For Northwestern men’s basketball, returning players are key for success
By Josh Wasserman
Northwestern basketball is back in just two days, as the Wildcats have their first exhibition game of the season on Thursday against Quincy University. Though NU saw only minimal improvement in terms of record from the 2013-14 season to 2014-15, no vital player graduated last June, and some key returners are back to make a statement about Northwestern basketball in the Big Ten.
The Lifebloods: Tre Demps, SG, Redshirt Senior and Alex Olah, C, Senior
We’ll put the obvious two together in one category of which “lifeblood” captures the idea. Demps and Olah, two of the team’s three captains, are the core of this team, and coach Chris Collins will look to them as the main sources of production offensively. Demps garnered All Big-Ten honorable mention last season after leading the Wildcats in scoring and three-point shooting, and he will likely continue to be the team’s primary scorer again.
7-foot Olah works down low for Northwestern and is the team’s top rebounder and shot-blocker (he brought down almost 70 more boards and blocked nearly 50 more shots last season than the next highest player). For a few years he had provided Northwestern’s only presence in the paint, leaving the Wildcats vulnerable to teams with physical big men tandems. Now, Olah has Virginia Tech transfer Joey van Zegeren to work along with him, which takes a lot of pressure off of Olah’s shoulders in terms of rebounds, blocks and minutes. Olah has shown an upward trend over his college career in all applicable categories for post players, and should he reach the apex of his performance this season, the Wildcats will have the foundation they need to stun some Big Ten heavyweights.

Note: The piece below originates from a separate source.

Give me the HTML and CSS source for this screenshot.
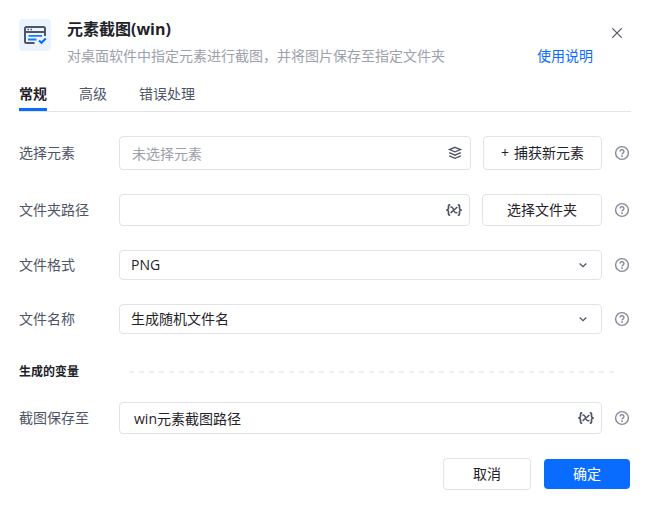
FILE: index.html
```html
<!DOCTYPE html>
<html lang="zh-CN">
<head>
<meta charset="utf-8">
<title>元素截图(win)</title>
<link rel="stylesheet" href="styles.css">
</head>
<body>
<svg class="defs" aria-hidden="true">
  <symbol id="help" viewBox="0 0 16 16">
    <circle cx="8" cy="8" r="6.4" fill="none" stroke="currentColor" stroke-width="1.4"/>
    <path d="M6.100 6.500a1.900 1.900 0 1 1 2.900 1.600c-.7.4-1 .7-1 1.300" fill="none" stroke="currentColor" stroke-width="1.400"/>
    <circle cx="8" cy="11.200" r=".9" fill="currentColor"/>
  </symbol>
  <symbol id="variable" viewBox="0 0 16 16">
    <path d="M4.200 2.800H3.600Q2.500 2.800 2.500 4v2.200Q2.500 7.500.9 8q1.600.5 1.600 1.800V12q0 1.200 1.100 1.200H4.200M11.800 2.800h.6q1.100 0 1.100 1.200v2.200q0 1.300 1.600 1.800-1.600.5-1.600 1.800V12q0 1.200-1.100 1.200H11.800" fill="none" stroke="currentColor" stroke-width="1.700"/>
    <path d="M4.400 5.200q1.700-.5 2.400 1l1.900 3.600q.8 1.300 2.700.8M11.400 5L4.600 10.900" fill="none" stroke="currentColor" stroke-width="1.500"/>
  </symbol>
  <symbol id="chevron" viewBox="0 0 16 16">
    <path d="M4.700 6.500L8 9.700l3.300-3.200" fill="none" stroke="currentColor" stroke-width="1.300"/>
  </symbol>
</svg>
<main class="dialog">
  <header class="header">
    <svg class="logo" viewBox="0 0 32 32" aria-hidden="true">
      <rect width="32" height="32" rx="4" fill="#ebf3ff"/>
      <path d="M15.500 24H7.500Q6 24 6 22.500V9.500Q6 8 7.500 8h17Q26 8 26 9.500V17M6 13h20" fill="none" stroke="#4e5566" stroke-width="2"/>
      <path d="M8.500 10.500h1.500M11.500 10.500h1.500" stroke="#4e5566" stroke-width="1.500"/>
      <path d="M9.500 16.900h13.500M9 20.500h8.500" stroke="#1677ff" stroke-width="1.800"/>
      <path d="M20 21.500l2.500 2.300 4.300-4.300" fill="none" stroke="#0a6cff" stroke-width="2"/>
    </svg>
    <div class="heading">
      <h1 class="title">元素截图(win)</h1>
      <p class="subtitle">对桌面软件中指定元素进行截图，并将图片保存至指定文件夹</p>
    </div>
    <a class="guide" href="#guide">使用说明</a>
    <button class="close" type="button" aria-label="关闭">
      <svg viewBox="0 0 10 10" aria-hidden="true"><path d="M.3.3l9.400 9.400M9.700.3L.3 9.700" stroke="currentColor" stroke-width="1.200"/></svg>
    </button>
  </header>
  <nav class="tabs" aria-label="设置">
    <button class="tab active" type="button">常规</button>
    <button class="tab" type="button">高级</button>
    <button class="tab" type="button">错误处理</button>
  </nav>
  <form class="form">
    <div class="row">
      <label class="label" for="element">选择元素</label>
      <div class="field tall">
        <input class="control" id="element" type="text" placeholder="未选择元素">
        <svg class="suffix" viewBox="0 0 16 16" aria-hidden="true"><path d="M8 2.300l5.600 2.300L8 6.900 2.400 4.600zM2.200 7.700L8 10.200l5.800-2.500M2.200 10.800L8 13.300l5.800-2.500" fill="none" stroke="currentColor" stroke-width="1.300"/></svg>
      </div>
      <button class="button action capture" type="button"><span>+</span><span>捕获新元素</span></button>
      <button class="help" type="button" aria-label="帮助"><svg><use href="#help"/></svg></button>
    </div>
    <div class="row">
      <label class="label" for="folder">文件夹路径</label>
      <div class="field">
        <input class="control" id="folder" type="text">
        <svg class="suffix" aria-hidden="true"><use href="#variable"/></svg>
      </div>
      <button class="button action" type="button">选择文件夹</button>
      <button class="help" type="button" aria-label="帮助"><svg><use href="#help"/></svg></button>
    </div>
    <div class="row">
      <label class="label" for="format">文件格式</label>
      <div class="field short">
        <select class="control" id="format"><option>PNG</option></select>
        <svg class="suffix arrow" aria-hidden="true"><use href="#chevron"/></svg>
      </div>
      <button class="help" type="button" aria-label="帮助"><svg><use href="#help"/></svg></button>
    </div>
    <div class="row">
      <label class="label" for="filename">文件名称</label>
      <div class="field short">
        <select class="control" id="filename"><option>生成随机文件名</option></select>
        <svg class="suffix arrow" aria-hidden="true"><use href="#chevron"/></svg>
      </div>
      <button class="help" type="button" aria-label="帮助"><svg><use href="#help"/></svg></button>
    </div>
    <div class="section">
      <h2 class="section-title">生成的变量</h2>
      <span class="dashes"></span>
    </div>
    <div class="row">
      <label class="label" for="output">截图保存至</label>
      <div class="field">
        <input class="control output" id="output" type="text" value="win元素截图路径">
        <svg class="suffix" aria-hidden="true"><use href="#variable"/></svg>
      </div>
      <button class="help" type="button" aria-label="帮助"><svg><use href="#help"/></svg></button>
    </div>
    <footer class="footer">
      <button class="button cancel" type="button">取消</button>
      <button class="button primary" type="submit">确定</button>
    </footer>
  </form>
</main>
</body>
</html>
```
FILE: styles.css
```css
* {
  box-sizing: border-box;
}

body {
  margin: 0;
  background: #fff;
  color: #1f2329;
  font: 14px/20px "Open Sans", "Noto Sans CJK SC", sans-serif;
}

button,
input,
select {
  margin: 0;
  padding: 0;
  border: 0;
  background: none;
  color: inherit;
  font: inherit;
}

svg {
  display: block;
}

.defs {
  display: none;
}

.dialog {
  padding: 19px 20px 20px 19px;
}

.header {
  display: flex;
}

.logo {
  flex: none;
  width: 32px;
  height: 32px;
  margin-right: 16px;
}

.heading {
  flex: 1;
}

.title {
  margin: 0 0 7px;
  font-size: 16px;
  font-weight: 700;
  line-height: 20px;
}

.subtitle {
  margin: 0;
  color: #9da1ab;
  line-height: 20px;
}

.guide {
  margin: 27px 14px 0 0;
  color: #0a6cff;
  text-decoration: none;
}

.close {
  width: 20px;
  height: 20px;
  margin: 4px 4px 0 0;
  padding: 5px;
  color: #4e5566;
}

.close svg {
  width: 10px;
  height: 10px;
}

.tabs {
  display: flex;
  gap: 32px;
  margin-top: 17px;
  border-bottom: 1px solid #e1e3e8;
}

.tab {
  height: 28px;
  padding-bottom: 4px;
  border-bottom: 3px solid transparent;
  color: #4e5566;
}

.tab.active {
  border-bottom-color: #0a6cff;
  color: #1f2329;
  font-weight: 700;
}

.form {
  display: flex;
  flex-direction: column;
  gap: 24px;
  padding: 24px 1px 0 0;
}

.row {
  display: flex;
  align-items: center;
}

.label {
  flex: none;
  width: 100px;
  color: #4e5566;
}

.field {
  position: relative;
  flex: 1;
  height: 32px;
}

.control {
  width: 100%;
  height: 100%;
  padding: 0 40px 0 12px;
  border: 1px solid #e1e3e8;
  border-radius: 4px;
  background: #fff;
  appearance: none;
}

select.control {
  padding-left: 11px;
}

.output {
  padding-left: 14px;
}

.control::placeholder {
  color: #9da1ab;
  opacity: 1;
}

.tall {
  height: 34px;
}

.short {
  height: 30px;
}

.suffix {
  position: absolute;
  top: 50%;
  right: 8px;
  width: 16px;
  height: 16px;
  margin-top: -8px;
  color: #4e5566;
  pointer-events: none;
}

.arrow {
  right: 11px;
}

.button {
  height: 32px;
  border: 1px solid #e1e3e8;
  border-radius: 4px;
}

.action {
  flex: none;
  width: 120px;
  margin-left: 12px;
}

.capture {
  display: flex;
  align-items: center;
  justify-content: center;
  gap: 5px;
  width: 119px;
  height: 34px;
}

.help {
  flex: none;
  width: 16px;
  height: 16px;
  margin-left: 12px;
  color: #858a96;
}

.help svg {
  width: 16px;
  height: 16px;
}

.section {
  display: flex;
  align-items: center;
  height: 28px;
  margin-bottom: -8px;
}

.section-title {
  flex: none;
  width: 110px;
  margin: 0;
  font-size: 12px;
  font-weight: 700;
}

.dashes {
  flex: 1;
  height: 2px;
  margin-right: 16px;
  background: repeating-linear-gradient(90deg, #eeeff3 0 5px, transparent 5px 10px);
}

.footer {
  display: flex;
  align-items: center;
  justify-content: flex-end;
  gap: 13px;
}

.cancel {
  width: 88px;
}

.primary {
  width: 86px;
  height: 30px;
  border: 0;
  background: #0a6cff;
  color: #fff;
}
```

The Facilitator: Bryant McIntosh, PG, Sophomore
Last year, McIntosh was certainly Northwestern’s best freshman in a year with multiple promising ones. Given the starting job at point guard from the outset of his first college campaign, the Indiana native dazzled game in and game out, compiling averages of 11.4 points, 4.7 assists, and 2.6 rebounds per game before fading due to fatigue by season’s end. He was named to the Big Ten All-Freshman team, which also included No. 2 overall 2015 NBA draft pick, Ohio State’s D’Angelo Russell, and 2015-16 Big Ten Preseason Player of the Year, Maryland’s Melo Trimble.
McIntosh is the fulcrum of Northwestern’s offense (he actually had a better assist-to-turnover ratio than both Russell and Trimble), but he needs to improve on the defensive end, as he tallied only eight steals in 1066 minutes. He’s integral to Northwestern’s success on offense, but if he can clamp down defensively, the Wildcats’ already stout defense will gain a huge boost.
The Fifth Man: Vic Law, SF, Sophomore
The NBA award goes to the Sixth Man of the Year, but the guy who rounds out the starting five is even more important. Due to injuries and a general dearth of big men last season, Law saw significant time on the court and was fairly impressive in his minutes. Despite being only 6’7″, he corralled almost five boards per game and added a perimeter threat as well making 44 percent of his long-range attempts in Big Ten play, good for No. 5 in the conference ahead of Demps. The top recruit was solid in all facets of the game last year, and this year he will need to keep up his jack-of-all-trades style of play. A reliable season out of Law will go a long way for this Wildcats team.